** Start of TASK INPUTS **

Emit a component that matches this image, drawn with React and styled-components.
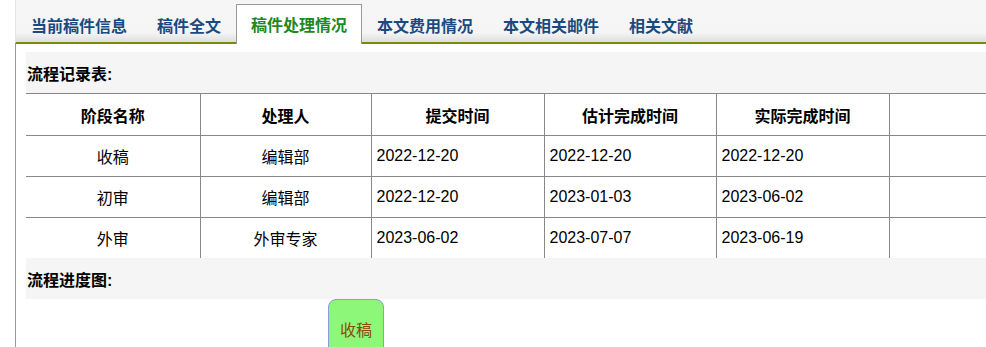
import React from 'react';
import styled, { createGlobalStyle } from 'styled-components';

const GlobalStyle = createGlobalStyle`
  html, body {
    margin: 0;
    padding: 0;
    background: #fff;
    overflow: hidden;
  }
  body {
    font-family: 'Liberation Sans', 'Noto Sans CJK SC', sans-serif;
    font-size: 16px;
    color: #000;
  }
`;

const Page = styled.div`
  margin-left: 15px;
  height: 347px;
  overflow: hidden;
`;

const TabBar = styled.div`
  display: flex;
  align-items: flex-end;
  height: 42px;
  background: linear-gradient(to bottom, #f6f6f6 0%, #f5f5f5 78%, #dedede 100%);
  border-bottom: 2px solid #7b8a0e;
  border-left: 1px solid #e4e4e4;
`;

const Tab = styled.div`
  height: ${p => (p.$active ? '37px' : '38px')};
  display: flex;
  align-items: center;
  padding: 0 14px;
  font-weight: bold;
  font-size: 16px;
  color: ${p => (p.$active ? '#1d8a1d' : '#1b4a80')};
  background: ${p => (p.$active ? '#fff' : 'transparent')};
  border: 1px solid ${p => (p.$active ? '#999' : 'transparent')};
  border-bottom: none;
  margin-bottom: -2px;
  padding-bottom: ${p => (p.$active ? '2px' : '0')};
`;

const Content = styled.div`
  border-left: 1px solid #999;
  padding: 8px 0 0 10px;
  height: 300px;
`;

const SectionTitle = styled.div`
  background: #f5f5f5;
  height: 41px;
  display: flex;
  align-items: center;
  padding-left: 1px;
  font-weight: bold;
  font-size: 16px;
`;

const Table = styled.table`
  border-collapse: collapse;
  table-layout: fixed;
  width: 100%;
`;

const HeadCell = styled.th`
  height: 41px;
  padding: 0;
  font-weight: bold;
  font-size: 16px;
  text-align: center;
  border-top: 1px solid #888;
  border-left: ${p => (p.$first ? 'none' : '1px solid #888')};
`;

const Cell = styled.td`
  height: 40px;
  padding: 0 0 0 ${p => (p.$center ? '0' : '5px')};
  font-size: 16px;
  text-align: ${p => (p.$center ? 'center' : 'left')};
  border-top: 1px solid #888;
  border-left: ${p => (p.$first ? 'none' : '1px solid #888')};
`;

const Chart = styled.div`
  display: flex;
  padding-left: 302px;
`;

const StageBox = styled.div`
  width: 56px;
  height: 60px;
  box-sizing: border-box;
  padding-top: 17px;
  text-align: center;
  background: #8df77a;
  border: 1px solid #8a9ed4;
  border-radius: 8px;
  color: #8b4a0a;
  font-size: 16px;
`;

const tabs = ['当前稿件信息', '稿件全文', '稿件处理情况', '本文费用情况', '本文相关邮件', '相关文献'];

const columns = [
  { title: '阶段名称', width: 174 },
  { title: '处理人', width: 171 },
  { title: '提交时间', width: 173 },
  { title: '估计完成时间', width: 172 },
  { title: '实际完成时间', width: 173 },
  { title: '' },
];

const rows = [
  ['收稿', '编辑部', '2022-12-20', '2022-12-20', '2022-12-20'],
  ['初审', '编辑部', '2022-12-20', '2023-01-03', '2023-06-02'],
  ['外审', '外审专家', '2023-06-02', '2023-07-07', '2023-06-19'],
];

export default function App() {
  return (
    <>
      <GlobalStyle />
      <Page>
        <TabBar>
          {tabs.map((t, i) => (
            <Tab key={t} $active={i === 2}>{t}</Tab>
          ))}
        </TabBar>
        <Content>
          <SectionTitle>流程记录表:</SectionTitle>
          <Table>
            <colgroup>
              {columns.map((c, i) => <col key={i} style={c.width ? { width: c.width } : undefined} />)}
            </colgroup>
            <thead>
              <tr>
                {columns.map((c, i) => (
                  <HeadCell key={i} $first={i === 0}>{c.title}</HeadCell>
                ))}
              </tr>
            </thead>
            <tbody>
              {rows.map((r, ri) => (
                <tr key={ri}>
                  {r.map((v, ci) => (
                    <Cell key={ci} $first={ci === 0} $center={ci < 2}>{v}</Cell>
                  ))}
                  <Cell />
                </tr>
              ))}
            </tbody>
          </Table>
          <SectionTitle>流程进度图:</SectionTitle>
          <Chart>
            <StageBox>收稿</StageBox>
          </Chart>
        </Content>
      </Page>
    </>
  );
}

** End of TASK INPUTS **
** Start of TASK INPUTS **

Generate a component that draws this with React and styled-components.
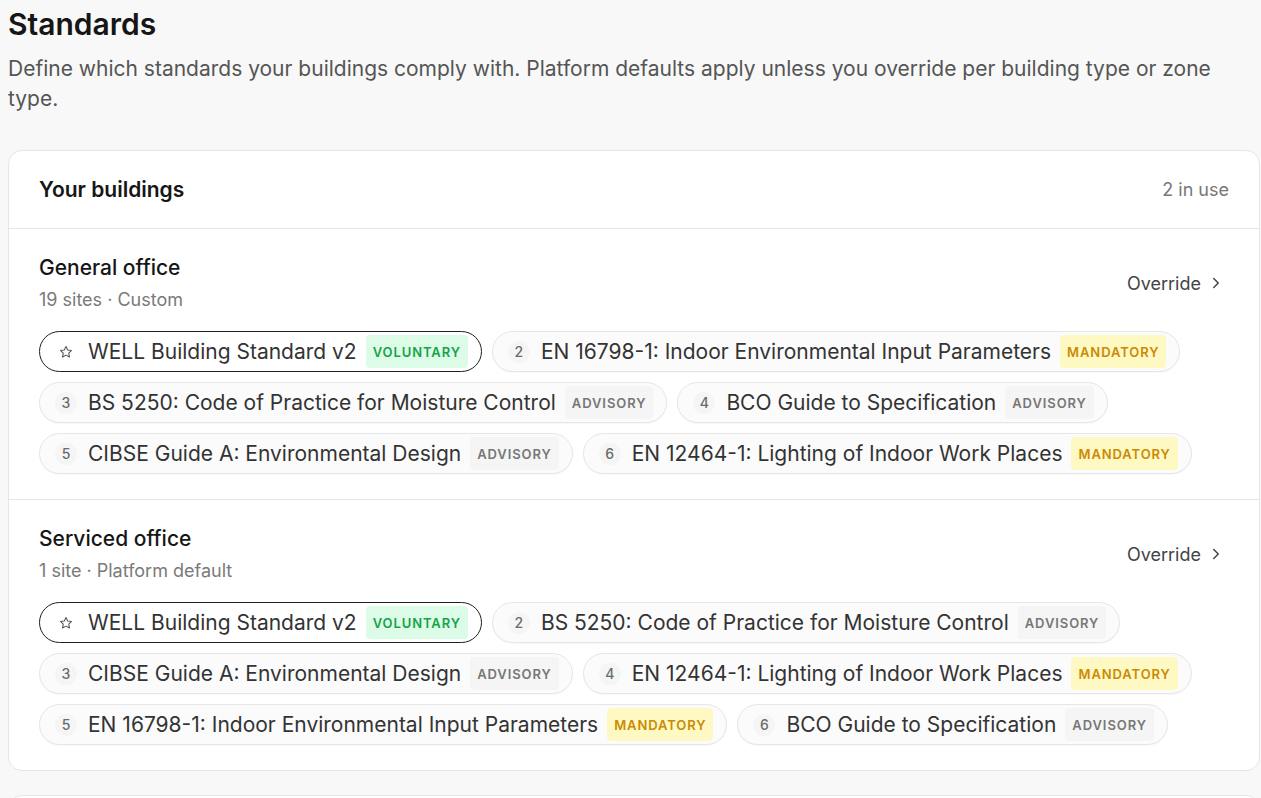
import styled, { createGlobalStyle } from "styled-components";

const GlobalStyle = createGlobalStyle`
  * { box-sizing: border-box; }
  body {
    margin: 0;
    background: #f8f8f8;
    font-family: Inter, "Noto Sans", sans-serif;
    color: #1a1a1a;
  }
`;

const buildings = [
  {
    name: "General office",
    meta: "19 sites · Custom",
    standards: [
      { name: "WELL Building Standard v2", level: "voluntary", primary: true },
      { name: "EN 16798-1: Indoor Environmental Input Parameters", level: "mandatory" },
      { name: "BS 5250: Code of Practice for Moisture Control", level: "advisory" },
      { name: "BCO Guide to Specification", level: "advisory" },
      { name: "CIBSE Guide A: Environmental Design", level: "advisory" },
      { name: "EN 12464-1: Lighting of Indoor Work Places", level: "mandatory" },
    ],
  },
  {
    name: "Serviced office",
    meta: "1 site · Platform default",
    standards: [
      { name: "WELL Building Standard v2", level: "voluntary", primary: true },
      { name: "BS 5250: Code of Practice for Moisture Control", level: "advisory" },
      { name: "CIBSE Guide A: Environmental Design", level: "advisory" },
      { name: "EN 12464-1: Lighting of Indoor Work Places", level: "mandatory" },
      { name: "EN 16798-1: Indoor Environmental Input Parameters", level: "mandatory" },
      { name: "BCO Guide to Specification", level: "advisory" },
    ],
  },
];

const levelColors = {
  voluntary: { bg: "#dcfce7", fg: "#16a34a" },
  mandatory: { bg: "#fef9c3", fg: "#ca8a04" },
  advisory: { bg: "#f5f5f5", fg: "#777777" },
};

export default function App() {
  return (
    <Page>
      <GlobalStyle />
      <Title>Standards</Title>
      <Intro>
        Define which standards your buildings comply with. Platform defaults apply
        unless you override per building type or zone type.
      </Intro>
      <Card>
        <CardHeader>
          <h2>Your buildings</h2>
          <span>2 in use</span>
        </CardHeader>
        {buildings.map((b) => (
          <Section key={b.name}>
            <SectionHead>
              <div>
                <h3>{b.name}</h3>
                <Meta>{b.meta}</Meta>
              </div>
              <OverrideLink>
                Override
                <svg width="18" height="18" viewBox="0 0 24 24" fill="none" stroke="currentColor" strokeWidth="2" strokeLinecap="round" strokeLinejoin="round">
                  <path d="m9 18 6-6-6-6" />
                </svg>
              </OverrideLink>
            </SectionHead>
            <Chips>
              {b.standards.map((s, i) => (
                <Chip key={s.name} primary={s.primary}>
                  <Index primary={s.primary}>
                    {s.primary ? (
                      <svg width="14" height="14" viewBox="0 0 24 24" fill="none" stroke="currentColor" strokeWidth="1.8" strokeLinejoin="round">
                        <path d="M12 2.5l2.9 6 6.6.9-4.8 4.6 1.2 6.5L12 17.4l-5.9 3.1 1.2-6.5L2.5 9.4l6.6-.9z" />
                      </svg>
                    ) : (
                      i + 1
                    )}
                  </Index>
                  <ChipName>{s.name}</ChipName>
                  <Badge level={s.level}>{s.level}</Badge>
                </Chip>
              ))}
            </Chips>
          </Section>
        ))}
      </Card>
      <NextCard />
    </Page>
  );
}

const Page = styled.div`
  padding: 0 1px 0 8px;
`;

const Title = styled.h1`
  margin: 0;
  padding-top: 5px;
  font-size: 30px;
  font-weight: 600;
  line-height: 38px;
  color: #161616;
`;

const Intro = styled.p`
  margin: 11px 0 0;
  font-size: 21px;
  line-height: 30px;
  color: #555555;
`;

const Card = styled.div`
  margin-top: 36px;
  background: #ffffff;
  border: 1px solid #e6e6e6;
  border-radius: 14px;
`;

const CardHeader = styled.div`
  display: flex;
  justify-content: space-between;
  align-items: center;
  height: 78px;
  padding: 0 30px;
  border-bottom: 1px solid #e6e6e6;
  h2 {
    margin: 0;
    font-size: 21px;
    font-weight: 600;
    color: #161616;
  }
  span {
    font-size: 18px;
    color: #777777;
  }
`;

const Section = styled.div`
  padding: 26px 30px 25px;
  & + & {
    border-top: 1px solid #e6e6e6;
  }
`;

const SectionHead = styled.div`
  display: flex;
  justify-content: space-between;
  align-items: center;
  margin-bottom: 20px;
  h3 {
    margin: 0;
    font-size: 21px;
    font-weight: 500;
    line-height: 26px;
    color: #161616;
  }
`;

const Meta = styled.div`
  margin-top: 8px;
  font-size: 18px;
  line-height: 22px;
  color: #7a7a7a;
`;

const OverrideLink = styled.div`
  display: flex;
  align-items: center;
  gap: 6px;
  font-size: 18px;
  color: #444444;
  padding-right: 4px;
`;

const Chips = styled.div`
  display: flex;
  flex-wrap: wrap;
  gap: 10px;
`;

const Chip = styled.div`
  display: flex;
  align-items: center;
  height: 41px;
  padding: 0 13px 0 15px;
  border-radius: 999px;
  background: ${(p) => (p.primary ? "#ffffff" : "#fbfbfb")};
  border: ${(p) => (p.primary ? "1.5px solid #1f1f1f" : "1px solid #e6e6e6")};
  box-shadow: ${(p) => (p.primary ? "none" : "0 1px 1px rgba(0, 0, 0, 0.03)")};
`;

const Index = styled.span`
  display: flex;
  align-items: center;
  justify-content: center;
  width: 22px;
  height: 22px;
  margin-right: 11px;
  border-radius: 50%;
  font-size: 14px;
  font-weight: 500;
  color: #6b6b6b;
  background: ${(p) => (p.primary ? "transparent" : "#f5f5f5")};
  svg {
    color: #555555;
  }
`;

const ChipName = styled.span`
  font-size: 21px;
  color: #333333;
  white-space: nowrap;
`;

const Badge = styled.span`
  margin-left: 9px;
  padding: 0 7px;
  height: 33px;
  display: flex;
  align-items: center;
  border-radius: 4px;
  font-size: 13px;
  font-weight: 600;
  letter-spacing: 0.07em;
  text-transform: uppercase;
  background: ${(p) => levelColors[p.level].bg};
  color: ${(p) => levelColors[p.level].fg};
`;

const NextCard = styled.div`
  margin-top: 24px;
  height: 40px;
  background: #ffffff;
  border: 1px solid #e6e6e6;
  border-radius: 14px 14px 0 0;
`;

** End of TASK INPUTS **

**DIRECTION:**
Show the lines of the material that contain the word "this".

**RESPONSE:**
Emit a component that matches this image, drawn with React and styled-components.
Generate a component that draws this with React and styled-components.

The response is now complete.